Cf. Daley v. Zoning Hearing Board of Haverford Township (No. 1228 C.D. 1982, filed June 16, 1983). (In the area of nonconforming uses, a use is not defined by its prior district classification but rather by the specific use of the property in question.)

It does not appear from the briefs filed to this Court that the Association has preserved this issue for further appeal on the merits. However, since a brief discussion of this issue will clarify other issues to be handled in this opinion and since the possible merits of this issue were relevant to the Common Pleas Court’s determination of whether the Association’s appeal was frivolous, we shall examine the spot zoning contention.

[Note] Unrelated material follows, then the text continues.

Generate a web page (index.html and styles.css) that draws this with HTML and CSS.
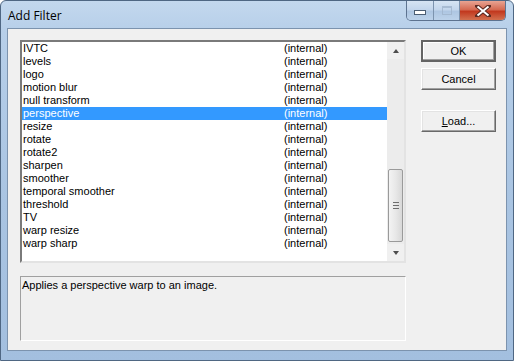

The fact that this is an established residential area is not relevant to whether any “reasons” were needed to “change” its “character” to include a nursing home. There is no vested right in the continuation of a certain zoning classification and there exists no distinction in the law between zoning changes of developed versus undeveloped land. See Kelly v. Zoning Board of Adjustment, 2 Pa. Commonwealth Ct. 136, 276 A.2d 569 (1971).

A similar definition can be found in the most recent edition. Black’s Law Dictionary 601 (5th ed. 1979). Black’s definition has recently been adopted by our Court in Collis v. Zoning Hearing Board of Wilkes-Barre, (Nos. 1679 C.D 1982 and 2310 C.D. 1982, filed September 1, 1983).

We find it hard to imagine any reason for filing a frivolous appeal by a person seeking to prevent the use of another’s land if not for delay.